Sixty-four percent of the state's households without central heat are customers of Philadelphia Gas Works or Peco Energy Co., according to the Public Utility Commission's annual Cold Weather Survey.
PGW reported 9,252 customers without central heat, down 7.6 percent from the 2014 level. Peco, which serves electric customers in Philadelphia and surrounding counties and gas customers outside Philadelphia, reported 6,299 households without heat, a 6 percent increase.
Peco said the number of customers using potentially unsafe heating sources more than tripled, from 113 households to 386, drawing a rebuke from the Pennsylvania Utility Law Project.
"This is a clear indication that additional support is needed to address the gap in universal utility services to the state's most vulnerable individuals," said Patrick Cicero, director of the law project.
Though the statewide number was down from 2014, it was still 22 percent higher than the average of the previous four years.
The annual PUC survey highlights some dramatic regional differences in customers without heat. PPL Electric Utilities, the Allentown utility that serves 1.4 million customers in 29 counties, said it counted only nine customers without central heat.
PPL staff members reach out to enroll customers in assistance programs in the months leading up to winter, said Paul Wirth, the utility's spokesman.
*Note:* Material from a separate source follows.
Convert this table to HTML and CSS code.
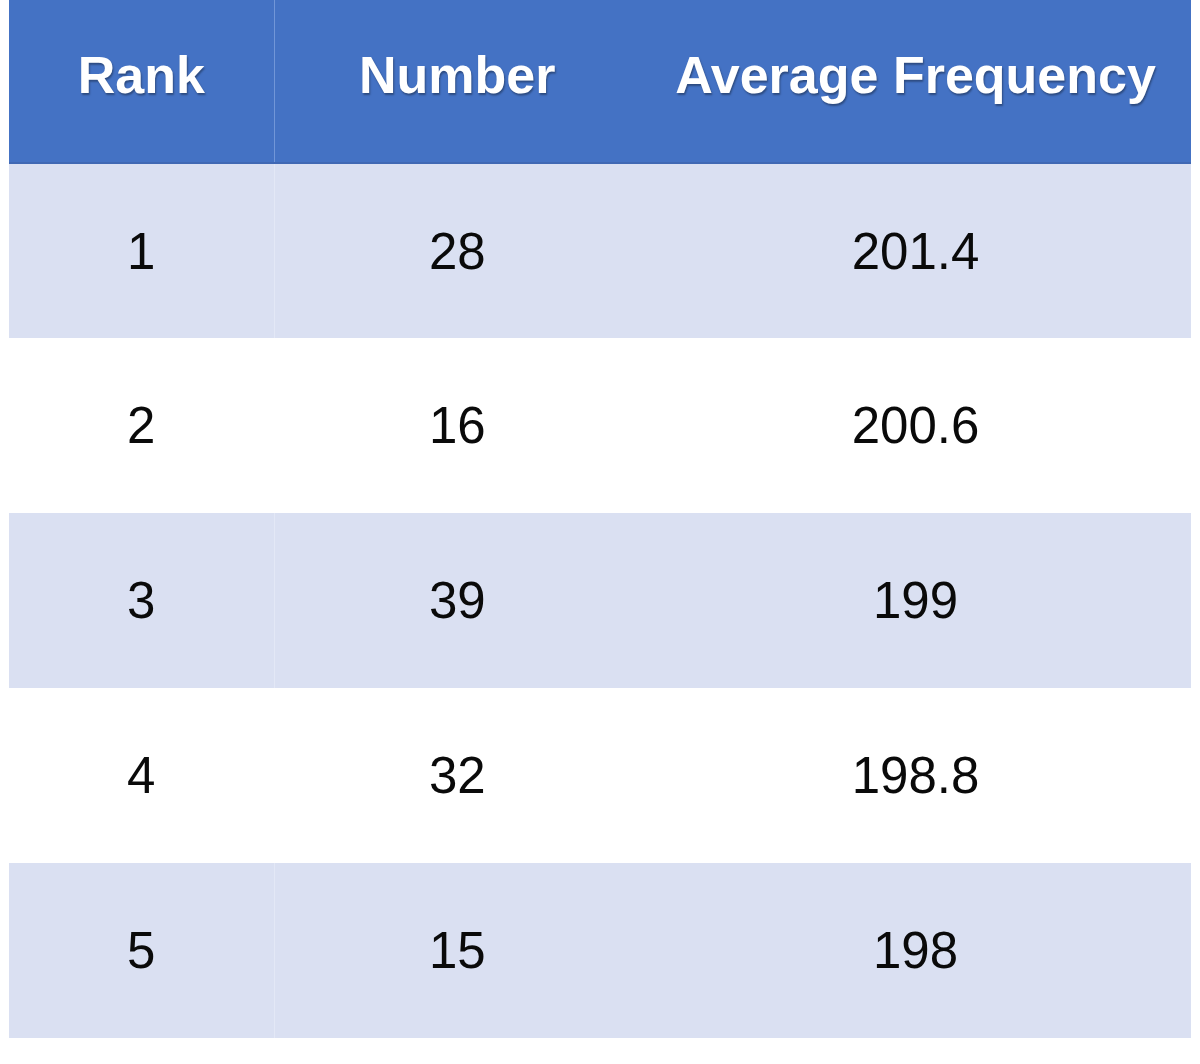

Nils Hagen-Frederiksen, the PUC's spokesman, said the agency verifies PPL's count.
Peco has identified 886 of the customers without service who are eligible for federal heating grants and will be reaching out to them, said Ben Armstrong, a utility spokesman.
"We also know that 1,246 of these customers have a balance of $350 or less, and we will restore service to these customers upon their request," he said.
The utility law project said the survey understates the problem because it counts only customers of utilities regulated by the PUC, and it "does not reflect potentially thousands of other households without heat as a result of being unable to pay municipal, rural electric cooperative, propane, or oil bills."